Replevin is not, categorically, a provisional remedy. In many cases the determination of possession is made only after a trial on the merits. See Hopkins v. West, 2009 OK CIV APP 104, ¶13, 229 P.3d 560, 564. A final order of possession in a replevin case is not a provisional remedy. The provisional remedy is the court's prejudgment (interlocutory) determination of possession based on (1) a verified petition at the commencement of the action, or (2) a finding of probable merit at a preliminary evidentiary hearing. See 12 O.S. §1571.
¶11 Not all orders disposing of provisional remedies are reviewable. Appellate jurisdiction founded upon §952(b)(2) exists only where the order discharges, vacates, modifies or refuses to vacate or modify a provisional remedy which affects the substantial rights of a party. §952(b)(2). We must examine the effect of the appealed order to determine whether it is reviewable.
¶12 In the writ of replevin, Bulard was directed to execute an undertaking of $16,000. A replevin bond was issued in that amount. Three days later, the court entered an order expressly modifying the amount of the bond to $50,000. The appealed order modified a provisional remedy by significantly increasing the replevin bond that secured the prejudgment order of delivery.

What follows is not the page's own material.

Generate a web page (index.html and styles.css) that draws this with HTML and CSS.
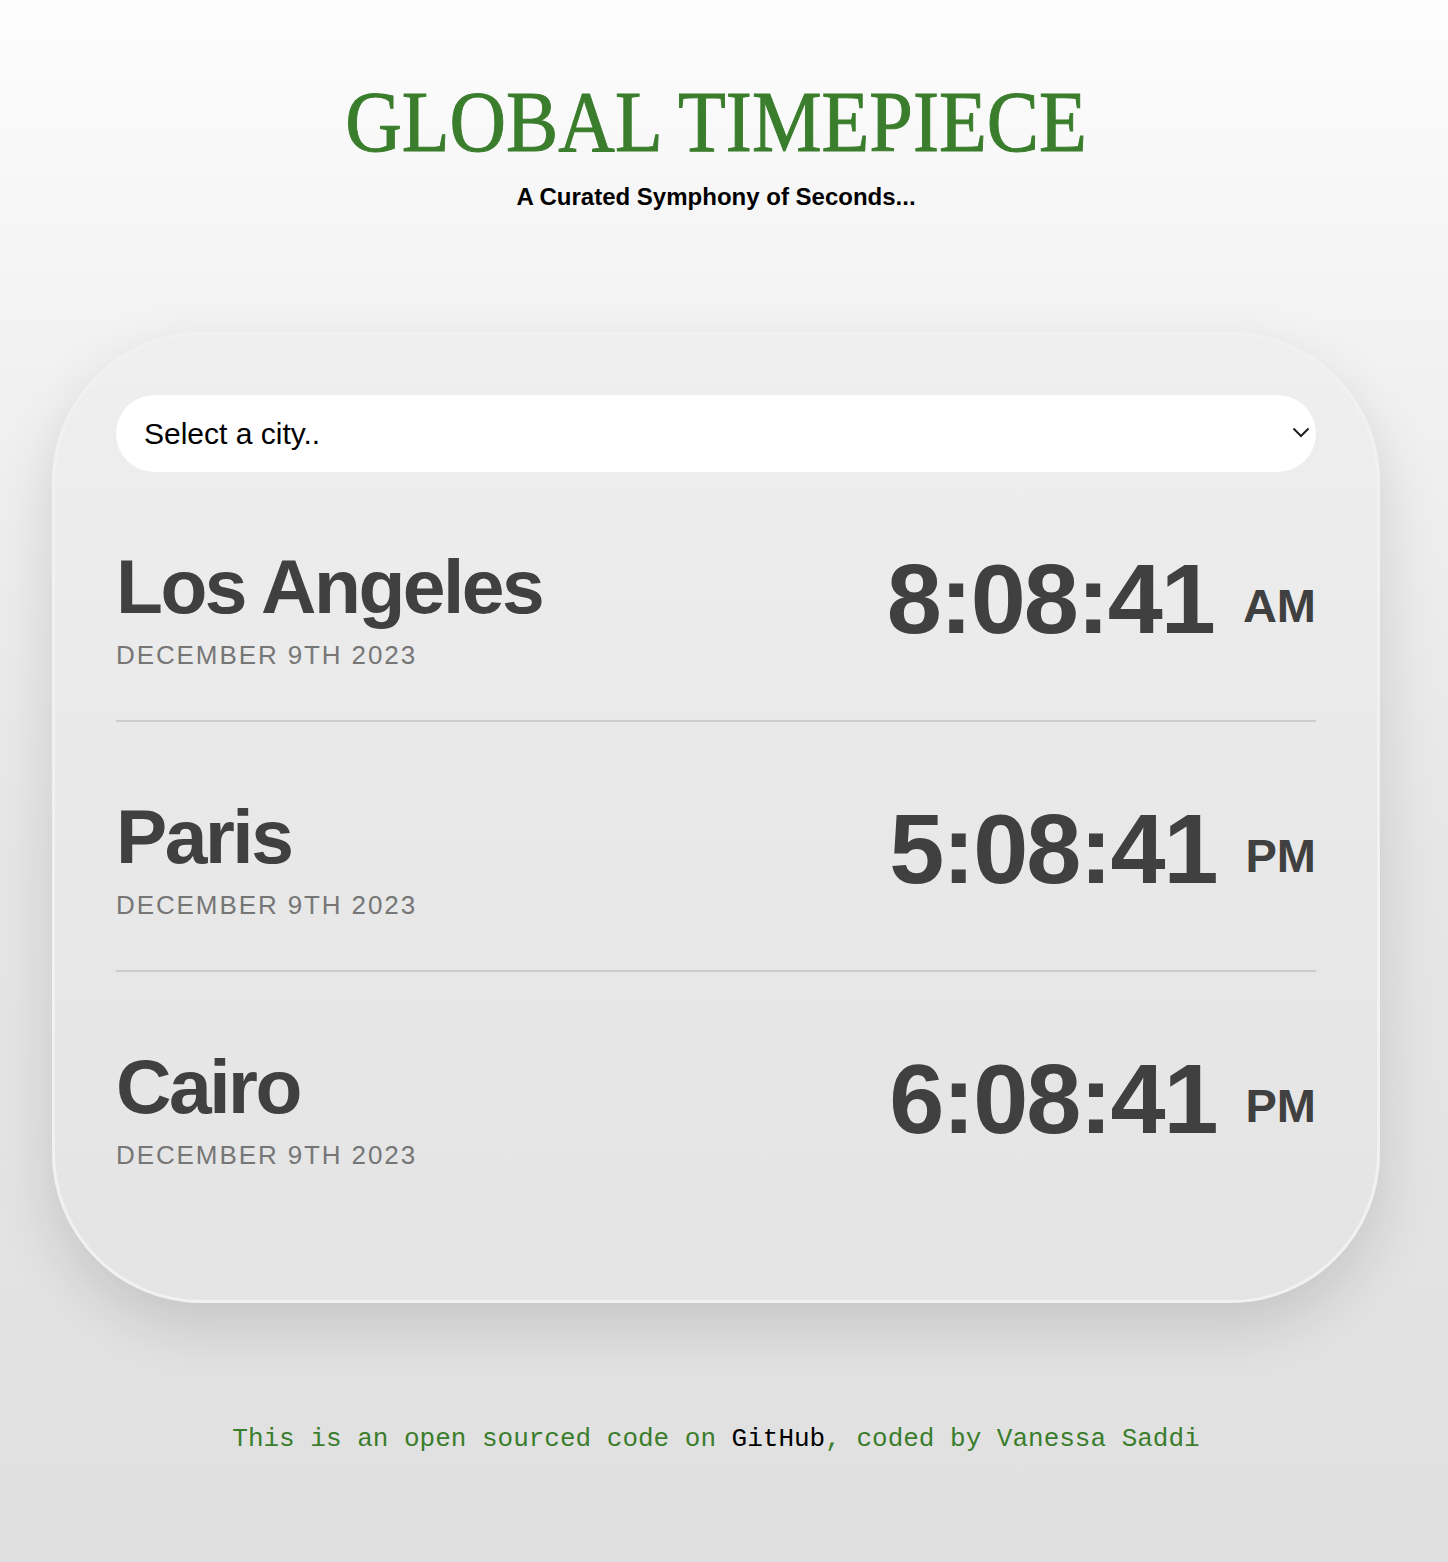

¶13 The order also affected the appellant's substantial rights. Brown provided aircraft mechanic services on the engine pursuant to a voluntary agreement, and the property was in his possession. He disassembled it, obtained new or remanufactured component parts, and delivered an invoice to Bulard which has not been paid. The trial court noted that any security interest Brown may have is adequately protected by the bond. We conclude the August 4, 2017 order that modified the replevin bond pursuant to a prejudgment order of delivery is an interlocutory order appealable by right. It modified a provisional remedy that affected the substantial rights of a party.
SUFFICIENCY OF THE PETITION
¶14 Brown argues that the order removing the engine from his possession should be reversed because Plaintiffs' petition failed to include all of the specific allegations set forth in §1571(A)(1) and it lacked the verification required by §1571(A)(2). These propositions require statutory construction which is an issue of law, and we review them de novo without deference to the trial court. Sweeten, ¶16.
¶15 A plaintiff seeking delivery of the property "at the commencement of the suit" must request immediate possession and include verified allegations about the property including its description, ownership, value, and wrongful detention without legal justification. Brown correctly points out that Bulard's petition omitted the allegation of §1571(A)(1)(e), that the property was not taken in execution (or for a similar statutory justification). However, because the order for delivery was based on evidence at a hearing, and not solely on the allegations of the petition, we are not persuaded that failure to meet this technical form of pleading requires reversal.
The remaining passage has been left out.